▶ **Exercise requirements**
Exactly as written, quote every line that follows, skipping the images.

BEGIN Data section

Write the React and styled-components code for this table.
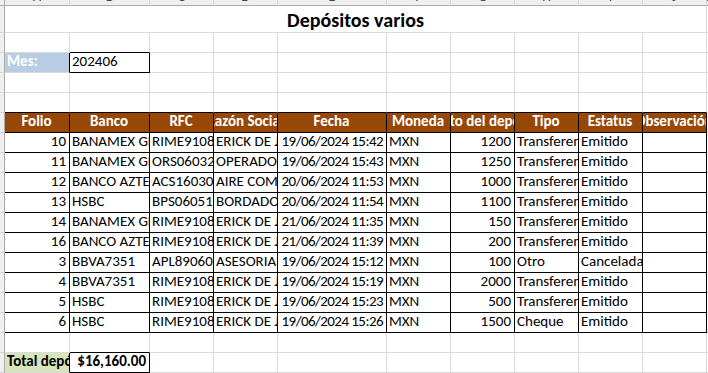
import React from 'react';
import styled, { createGlobalStyle } from 'styled-components';

const GRID = '#dadada';
const HEAD_LINE = '#ababab';
const HEAD_SEP = '#d4d4d4';
const BLACK = '#000000';
const BROWN = '#974706';
const BLUE = '#b8cce4';
const GREEN = '#d8e4bc';

const Global = createGlobalStyle`
  html, body { margin: 0; padding: 0; background: #ffffff; }
  body { font-family: "Carlito", "Lato", "Liberation Sans", sans-serif; }
`;

const Sheet = styled.div`
  display: grid;
  grid-template-columns: 5px 65px 80px 64px 64px 109px 64px 64px 64px 64px 64px 1fr;
  grid-template-rows: 6px 27px repeat(17, 20px);
  width: 708px;
  height: 373px;
  overflow: hidden;
  background: #ffffff;
  font-size: 15px;
  color: #000000;
`;

const Corner = styled.div`
  box-sizing: border-box;
  background: #efefef;
  border-right: 1px solid ${HEAD_LINE};
  border-bottom: 1px solid ${HEAD_LINE};
`;

const ColHeader = styled.div`
  box-sizing: border-box;
  background: #efefef;
  border-right: 1px solid ${HEAD_SEP};
  border-bottom: 1px solid ${HEAD_LINE};
  display: flex;
  justify-content: center;
  align-items: flex-end;
  overflow: hidden;
  color: #444444;
  font-size: 14px;
`;

const ColLetter = styled.span`
  line-height: 1;
  margin-bottom: 1px;
`;

const RowHeader = styled.div`
  box-sizing: border-box;
  background: #efefef;
  border-right: 1px solid ${HEAD_LINE};
  border-bottom: 1px solid ${HEAD_SEP};
`;

const Cell = styled.div`
  box-sizing: border-box;
  border-right: 1px solid ${(p) => (p.$rb ? BLACK : GRID)};
  border-bottom: 1px solid ${(p) => (p.$bb ? BLACK : GRID)};
  background: ${(p) => p.$bg || 'transparent'};
  color: ${(p) => p.$fg || '#000000'};
  font-weight: ${(p) => (p.$bold ? 700 : 400)};
  display: flex;
  align-items: flex-end;
  justify-content: ${(p) =>
    p.$align === 'right' ? 'flex-end' : p.$align === 'center' ? 'center' : 'flex-start'};
  padding: 0 3px 2px 2px;
  white-space: nowrap;
  overflow: hidden;
  line-height: 17px;
  letter-spacing: ${(p) => (p.$tight ? '-0.55px' : 'normal')};
`;

const TitleCell = styled.div`
  grid-column: 2 / 12;
  box-sizing: border-box;
  border-right: 1px solid ${GRID};
  border-bottom: 1px solid ${GRID};
  display: flex;
  justify-content: center;
  align-items: flex-end;
  font-size: 20px;
  font-weight: 700;
  line-height: 22px;
  padding-bottom: 1px;
`;

const LETTERS = ['A', 'B', 'C', 'D', 'E', 'F', 'G', 'H', 'I', 'J', 'K'];

const HEAD = [
  'Folio',
  'Banco',
  'RFC',
  'Razón Social',
  'Fecha',
  'Moneda',
  'Monto del depósito',
  'Tipo',
  'Estatus',
  'Observación',
];

const DATA = [
  [10, 'BANAMEX GRUPO FINANCIERO', 'RIME910823AB1', 'ERICK DE JESUS', '19/06/2024 15:42', 'MXN', 1200, 'Transferencia', 'Emitido'],
  [11, 'BANAMEX GRUPO FINANCIERO', 'ORS060324XY2', 'OPERADORA RS', '19/06/2024 15:43', 'MXN', 1250, 'Transferencia', 'Emitido'],
  [12, 'BANCO AZTECA', 'ACS160304AB3', 'AIRE COMPRIMIDO', '20/06/2024 11:53', 'MXN', 1000, 'Transferencia', 'Emitido'],
  [13, 'HSBC', 'BPS060518KL4', 'BORDADOS', '20/06/2024 11:54', 'MXN', 1100, 'Transferencia', 'Emitido'],
  [14, 'BANAMEX GRUPO FINANCIERO', 'RIME910823AB1', 'ERICK DE JESUS', '21/06/2024 11:35', 'MXN', 150, 'Transferencia', 'Emitido'],
  [16, 'BANCO AZTECA', 'RIME910823AB1', 'ERICK DE JESUS', '21/06/2024 11:39', 'MXN', 200, 'Transferencia', 'Emitido'],
  [3, 'BBVA7351', 'APL890605QR5', 'ASESORIAS', '19/06/2024 15:12', 'MXN', 100, 'Otro', 'Cancelada'],
  [4, 'BBVA7351', 'RIME910823AB1', 'ERICK DE JESUS', '19/06/2024 15:19', 'MXN', 2000, 'Transferencia', 'Emitido'],
  [5, 'HSBC', 'RIME910823AB1', 'ERICK DE JESUS', '19/06/2024 15:23', 'MXN', 500, 'Transferencia', 'Emitido'],
  [6, 'HSBC', 'RIME910823AB1', 'ERICK DE JESUS', '19/06/2024 15:26', 'MXN', 1500, 'Cheque', 'Emitido'],
];

const LAST_ROW = 18;
const LAST_COL = 11;

function bordered(r, c) {
  if (r >= 6 && r <= 16 && c >= 1 && c <= 10) return true;
  if ((r === 3 || r === 18) && c === 2) return true;
  return false;
}

function content(r, c) {
  if (r === 3 && c === 1) return { text: 'Mes:', bold: true, bg: BLUE, fg: '#ffffff' };
  if (r === 3 && c === 2) return { text: '202406' };
  if (r === 6 && c >= 1 && c <= 10)
    return { text: HEAD[c - 1], bold: true, bg: BROWN, fg: '#ffffff', align: 'center' };
  if (r >= 7 && r <= 16 && c >= 1 && c <= 10) {
    const row = DATA[r - 7];
    const v = row[c - 1];
    if (v === undefined) return { text: '' };
    const numeric = c === 1 || c === 7;
    if (c === 5) return { text: v, align: 'right', tight: true };
    return { text: String(v), align: numeric ? 'right' : 'left' };
  }
  if (r === 18 && c === 1) return { text: 'Total depósitos', bold: true, bg: GREEN };
  if (r === 18 && c === 2) return { text: '$16,160.00', bold: true, align: 'right' };
  return { text: '' };
}

export default function App() {
  const cells = [];
  cells.push(<Corner key="corner" />);
  LETTERS.forEach((l) =>
    cells.push(
      <ColHeader key={`h-${l}`}>
        <ColLetter>{l}</ColLetter>
      </ColHeader>
    )
  );
  cells.push(<RowHeader key="rh-1" />);
  cells.push(<TitleCell key="title">Depósitos varios</TitleCell>);
  cells.push(<Cell key="k-1" />);
  for (let r = 2; r <= LAST_ROW; r += 1) {
    cells.push(<RowHeader key={`rh-${r}`} />);
    for (let c = 1; c <= LAST_COL; c += 1) {
      const info = content(r, c);
      const rb = bordered(r, c) || bordered(r, c + 1);
      const bb = bordered(r, c) || bordered(r + 1, c);
      cells.push(
        <Cell
          key={`c-${r}-${c}`}
          $rb={rb}
          $bb={bb}
          $bg={info.bg}
          $fg={info.fg}
          $bold={info.bold}
          $align={info.align}
          $tight={info.tight}
        >
          {info.text}
        </Cell>
      );
    }
  }
  return (
    <>
      <Global />
      <Sheet>{cells}</Sheet>
    </>
  );
}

END Data section

▶ **Answer to the problem**
Write the React and styled-components code for this table.
import React from 'react';
import styled, { createGlobalStyle } from 'styled-components';

const GRID = '#dadada';
const HEAD_LINE = '#ababab';
const HEAD_SEP = '#d4d4d4';
const BLACK = '#000000';
const BROWN = '#974706';
const BLUE = '#b8cce4';
const GREEN = '#d8e4bc';

const Global = createGlobalStyle`
  html, body { margin: 0; padding: 0; background: #ffffff; }
  body { font-family: "Carlito", "Lato", "Liberation Sans", sans-serif; }
`;

const Sheet = styled.div`
  display: grid;
  grid-template-columns: 5px 65px 80px 64px 64px 109px 64px 64px 64px 64px 64px 1fr;
  grid-template-rows: 6px 27px repeat(17, 20px);
  width: 708px;
  height: 373px;
  overflow: hidden;
  background: #ffffff;
  font-size: 15px;
  color: #000000;
`;

const Corner = styled.div`
  box-sizing: border-box;
  background: #efefef;
  border-right: 1px solid ${HEAD_LINE};
  border-bottom: 1px solid ${HEAD_LINE};
`;

const ColHeader = styled.div`
  box-sizing: border-box;
  background: #efefef;
  border-right: 1px solid ${HEAD_SEP};
  border-bottom: 1px solid ${HEAD_LINE};
  display: flex;
  justify-content: center;
  align-items: flex-end;
  overflow: hidden;
  color: #444444;
  font-size: 14px;
`;

const ColLetter = styled.span`
  line-height: 1;
  margin-bottom: 1px;
`;

const RowHeader = styled.div`
  box-sizing: border-box;
  background: #efefef;
  border-right: 1px solid ${HEAD_LINE};
  border-bottom: 1px solid ${HEAD_SEP};
`;

const Cell = styled.div`
  box-sizing: border-box;
  border-right: 1px solid ${(p) => (p.$rb ? BLACK : GRID)};
  border-bottom: 1px solid ${(p) => (p.$bb ? BLACK : GRID)};
  background: ${(p) => p.$bg || 'transparent'};
  color: ${(p) => p.$fg || '#000000'};
  font-weight: ${(p) => (p.$bold ? 700 : 400)};
  display: flex;
  align-items: flex-end;
  justify-content: ${(p) =>
    p.$align === 'right' ? 'flex-end' : p.$align === 'center' ? 'center' : 'flex-start'};
  padding: 0 3px 2px 2px;
  white-space: nowrap;
  overflow: hidden;
  line-height: 17px;
  letter-spacing: ${(p) => (p.$tight ? '-0.55px' : 'normal')};
`;

const TitleCell = styled.div`
  grid-column: 2 / 12;
  box-sizing: border-box;
  border-right: 1px solid ${GRID};
  border-bottom: 1px solid ${GRID};
  display: flex;
  justify-content: center;
  align-items: flex-end;
  font-size: 20px;
  font-weight: 700;
  line-height: 22px;
  padding-bottom: 1px;
`;

const LETTERS = ['A', 'B', 'C', 'D', 'E', 'F', 'G', 'H', 'I', 'J', 'K'];

const HEAD = [
  'Folio',
  'Banco',
  'RFC',
  'Razón Social',
  'Fecha',
  'Moneda',
  'Monto del depósito',
  'Tipo',
  'Estatus',
  'Observación',
];

const DATA = [
  [10, 'BANAMEX GRUPO FINANCIERO', 'RIME910823AB1', 'ERICK DE JESUS', '19/06/2024 15:42', 'MXN', 1200, 'Transferencia', 'Emitido'],
  [11, 'BANAMEX GRUPO FINANCIERO', 'ORS060324XY2', 'OPERADORA RS', '19/06/2024 15:43', 'MXN', 1250, 'Transferencia', 'Emitido'],
  [12, 'BANCO AZTECA', 'ACS160304AB3', 'AIRE COMPRIMIDO', '20/06/2024 11:53', 'MXN', 1000, 'Transferencia', 'Emitido'],
  [13, 'HSBC', 'BPS060518KL4', 'BORDADOS', '20/06/2024 11:54', 'MXN', 1100, 'Transferencia', 'Emitido'],
  [14, 'BANAMEX GRUPO FINANCIERO', 'RIME910823AB1', 'ERICK DE JESUS', '21/06/2024 11:35', 'MXN', 150, 'Transferencia', 'Emitido'],
  [16, 'BANCO AZTECA', 'RIME910823AB1', 'ERICK DE JESUS', '21/06/2024 11:39', 'MXN', 200, 'Transferencia', 'Emitido'],
  [3, 'BBVA7351', 'APL890605QR5', 'ASESORIAS', '19/06/2024 15:12', 'MXN', 100, 'Otro', 'Cancelada'],
  [4, 'BBVA7351', 'RIME910823AB1', 'ERICK DE JESUS', '19/06/2024 15:19', 'MXN', 2000, 'Transferencia', 'Emitido'],
  [5, 'HSBC', 'RIME910823AB1', 'ERICK DE JESUS', '19/06/2024 15:23', 'MXN', 500, 'Transferencia', 'Emitido'],
  [6, 'HSBC', 'RIME910823AB1', 'ERICK DE JESUS', '19/06/2024 15:26', 'MXN', 1500, 'Cheque', 'Emitido'],
];

const LAST_ROW = 18;
const LAST_COL = 11;

function bordered(r, c) {
  if (r >= 6 && r <= 16 && c >= 1 && c <= 10) return true;
  if ((r === 3 || r === 18) && c === 2) return true;
  return false;
}

function content(r, c) {
  if (r === 3 && c === 1) return { text: 'Mes:', bold: true, bg: BLUE, fg: '#ffffff' };
  if (r === 3 && c === 2) return { text: '202406' };
  if (r === 6 && c >= 1 && c <= 10)
    return { text: HEAD[c - 1], bold: true, bg: BROWN, fg: '#ffffff', align: 'center' };
  if (r >= 7 && r <= 16 && c >= 1 && c <= 10) {
    const row = DATA[r - 7];
    const v = row[c - 1];
    if (v === undefined) return { text: '' };
    const numeric = c === 1 || c === 7;
    if (c === 5) return { text: v, align: 'right', tight: true };
    return { text: String(v), align: numeric ? 'right' : 'left' };
  }
  if (r === 18 && c === 1) return { text: 'Total depósitos', bold: true, bg: GREEN };
  if (r === 18 && c === 2) return { text: '$16,160.00', bold: true, align: 'right' };
  return { text: '' };
}

export default function App() {
  const cells = [];
  cells.push(<Corner key="corner" />);
  LETTERS.forEach((l) =>
    cells.push(
      <ColHeader key={`h-${l}`}>
        <ColLetter>{l}</ColLetter>
      </ColHeader>
    )
  );
  cells.push(<RowHeader key="rh-1" />);
  cells.push(<TitleCell key="title">Depósitos varios</TitleCell>);
  cells.push(<Cell key="k-1" />);
  for (let r = 2; r <= LAST_ROW; r += 1) {
    cells.push(<RowHeader key={`rh-${r}`} />);
    for (let c = 1; c <= LAST_COL; c += 1) {
      const info = content(r, c);
      const rb = bordered(r, c) || bordered(r, c + 1);
      const bb = bordered(r, c) || bordered(r + 1, c);
      cells.push(
        <Cell
          key={`c-${r}-${c}`}
          $rb={rb}
          $bb={bb}
          $bg={info.bg}
          $fg={info.fg}
          $bold={info.bold}
          $align={info.align}
          $tight={info.tight}
        >
          {info.text}
        </Cell>
      );
    }
  }
  return (
    <>
      <Global />
      <Sheet>{cells}</Sheet>
    </>
  );
}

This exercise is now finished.